With \(x,y\) as in Lemma 2a, let us reuse notation for the second and third blocks of \(y\), i.e. \(x_1\) and \(x_2\), since the transformation evidently leaves them untouched. We write \(\tilde{x}_1\) for the part that is changed: $$ y = \left[ \begin{array}{c} \tilde{x}_1 \\ x_1 \\ x_2 \end{array} \right] $$ But now if we condition on \(\tilde{x}_1=\tilde{a}_1\) then the conditional distribution of the second and third parts of \(y\) will of course change. It is gaussian by application of Lemma 1 and has mean, covariance given by $$ \left[ \begin{array}{c} x_1^{+} \\ x_2^{+} \end{array} \right] \sim N\left( \left[ \begin{array}{c} \mu_1 \\ \mu_2 \end{array} \right] + \left[ \begin{array}{c} \Sigma_{11} \\ \Sigma_{21} \end{array} \right] \left( \Sigma_{11} + \tilde{\Sigma}_{11}^{-1} \right) \left( \tilde{\mu}_1 - \mu_1 \right), \Sigma - \left[\begin{array}{c} \Sigma_{11} \\ \Sigma_{21} \end{array} \right] \left( \Sigma_{11} + \tilde{\Sigma}_{11} \right)^{-1} \left[ \Sigma_{11} \Sigma_{21} \right] \right) $$## Interpretation of Lemmas 2a and 2b

The formulas have the following interpretation.
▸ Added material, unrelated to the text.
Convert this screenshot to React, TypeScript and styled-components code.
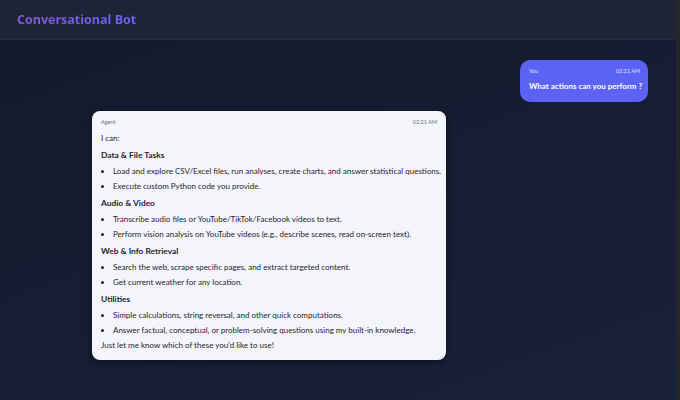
import React from "react";
import styled, { createGlobalStyle } from "styled-components";

const Global = createGlobalStyle`
  html, body { margin: 0; padding: 0; }
  body {
    width: 680px;
    height: 400px;
    overflow: hidden;
    background: #151a2d;
    font-family: "Lato", "Open Sans", sans-serif;
  }
`;

const Shell = styled.div`
  width: 680px;
  height: 400px;
  display: flex;
  flex-direction: column;
  background: linear-gradient(160deg, #141a2c 0%, #171d33 60%, #19203a 100%);
  border-right: 4px solid #23272a;
  box-sizing: border-box;
`;

const Header = styled.header`
  height: 40px;
  flex: none;
  display: flex;
  align-items: center;
  padding: 0 17px;
  background: #1d2435;
  border-bottom: 1px solid #252c3e;
  box-sizing: border-box;
`;

const Title = styled.h1`
  margin: 0;
  font-family: "Open Sans", sans-serif;
  font-size: 12.5px;
  font-weight: 700;
  background: linear-gradient(90deg, #8456e6, #6a64f0);
  -webkit-background-clip: text;
  background-clip: text;
  color: transparent;
`;

const Thread = styled.main`
  flex: 1;
  display: flex;
  flex-direction: column;
  gap: 9px;
  padding: 20px 28px 0 92px;
`;

const Bubble = styled.div<{ $mine?: boolean }>`
  align-self: ${(p) => (p.$mine ? "flex-end" : "flex-start")};
  width: ${(p) => (p.$mine ? "128px" : "354px")};
  box-sizing: border-box;
  border-radius: ${(p) => (p.$mine ? "10px" : "8px")};
  padding: ${(p) => (p.$mine ? "7px 8px 8px 9px" : "7px 9px 7px 9px")};
  background: ${(p) => (p.$mine ? "#5b62f4" : "#f4f5fb")};
  color: ${(p) => (p.$mine ? "#ffffff" : "#1f2330")};
  box-shadow: ${(p) => (p.$mine ? "none" : "0 2px 6px rgba(0,0,0,0.45)")};
`;

const Meta = styled.div<{ $mine?: boolean }>`
  display: flex;
  justify-content: space-between;
  font-size: 5.5px;
  line-height: 8px;
  color: ${(p) => (p.$mine ? "#dfe2ff" : "#6b7080")};
`;

const Question = styled.div`
  margin-top: 4px;
  font-size: 8px;
  font-weight: 700;
  line-height: 15px;
  white-space: nowrap;
`;

const Body = styled.div`
  margin-top: 5px;
  font-size: 8px;
  line-height: 15px;
  white-space: nowrap;
`;

const Para = styled.p`
  margin: 0;
`;

const Heading = styled.p`
  margin: 2px 0 1px;
  font-weight: 700;
  font-size: 8.4px;
`;

const List = styled.ul`
  margin: 0;
  padding-left: 12px;
  list-style: disc;
  & > li { padding-left: 0; }
`;

const sections: { title: string; items: string[] }[] = [
  {
    title: "Data & File Tasks",
    items: [
      "Load and explore CSV/Excel files, run analyses, create charts, and answer statistical questions.",
      "Execute custom Python code you provide.",
    ],
  },
  {
    title: "Audio & Video",
    items: [
      "Transcribe audio files or YouTube/TikTok/Facebook videos to text.",
      "Perform vision analysis on YouTube videos (e.g., describe scenes, read on-screen text).",
    ],
  },
  {
    title: "Web & Info Retrieval",
    items: [
      "Search the web, scrape specific pages, and extract targeted content.",
      "Get current weather for any location.",
    ],
  },
  {
    title: "Utilities",
    items: [
      "Simple calculations, string reversal, and other quick computations.",
      "Answer factual, conceptual, or problem-solving questions using my built-in knowledge.",
    ],
  },
];

export default function App() {
  return (
    <>
      <Global />
      <Shell>
        <Header>
          <Title>Conversational Bot</Title>
        </Header>
        <Thread>
          <Bubble $mine>
            <Meta $mine>
              <span>You</span>
              <span>02:21 AM</span>
            </Meta>
            <Question>What actions can you perform ?</Question>
          </Bubble>
          <Bubble>
            <Meta>
              <span>Agent</span>
              <span>02:21 AM</span>
            </Meta>
            <Body>
              <Para>I can:</Para>
              {sections.map((s) => (
                <React.Fragment key={s.title}>
                  <Heading>{s.title}</Heading>
                  <List>
                    {s.items.map((i) => (
                      <li key={i}>{i}</li>
                    ))}
                  </List>
                </React.Fragment>
              ))}
              <Para>Just let me know which of these you'd like to use!</Para>
            </Body>
          </Bubble>
        </Thread>
      </Shell>
    </>
  );
}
Suppose we assume \(x\) has some prior distribution $$ x = \left[ \begin{array}{c} x_1 \\ x_2 \end{array} \right] \sim N \left( \left[ \begin{array}{c} \mu_1 \\ \mu_2 \end{array} \right] , \left[ \begin{array}{cc} \Sigma_{11} & \Sigma_{12} \\ \Sigma_{21} & \Sigma_{22} \end{array} \right] \right) $$ and we now condition on \(x_1 -\nu = 0\) where \( \nu \sim N \left(\tilde{\mu}_1, \tilde{\Sigma}_{11} \right) \). Then the posterior distribution of \(x = [x_1\ x_2]'\) is precisely the multivariate gaussian vector \(x^{+} = [x^{+}_1 \ x^{+}_2]'\) given above. It has the interpretation of a posterior distribution when one part of the vector is conditioned not on a precise vector of values, but a noisy one as with Kalman filtering. In the calculation above we conditioned on \(x_1 - \eta = \tilde{a}_1\) where \( \eta \sim N \left(\tilde{\mu}_1 - \tilde{a}_1, \tilde{\Sigma}_{11} \right) \), but that is evidently the same thing as conditioning on \(x_1 = \nu \) where \( \nu \sim N \left(\tilde{\mu}_1 , \tilde{\Sigma}_{11} \right) \).We remark that if \(\tilde{\Sigma}_{11}\) is relatively small with respect to \(\Sigma_{11}\) then this more or less forces one part of \(x\) to adopt a new mean and variance \(\tilde{\mu}_1,\tilde{\Sigma}_{11}\). For example in the scalar case with \( \Sigma_{11} = \sigma_{11} \) and \( \tilde{\Sigma}_{11} = \tilde{\sigma}_{11} \) the posterior mean of \(x_1\) is \(\tilde{\mu}_1- \frac{1}{1+\tilde{\sigma_{11}}/\sigma_{11}}(\tilde{\mu_1}-\mu_1) \) and this tends to the new, prescribed mean \(\tilde{\mu}_1\) as \( \tilde{\sigma}_{11}/\sigma_{11}\) tends to zero.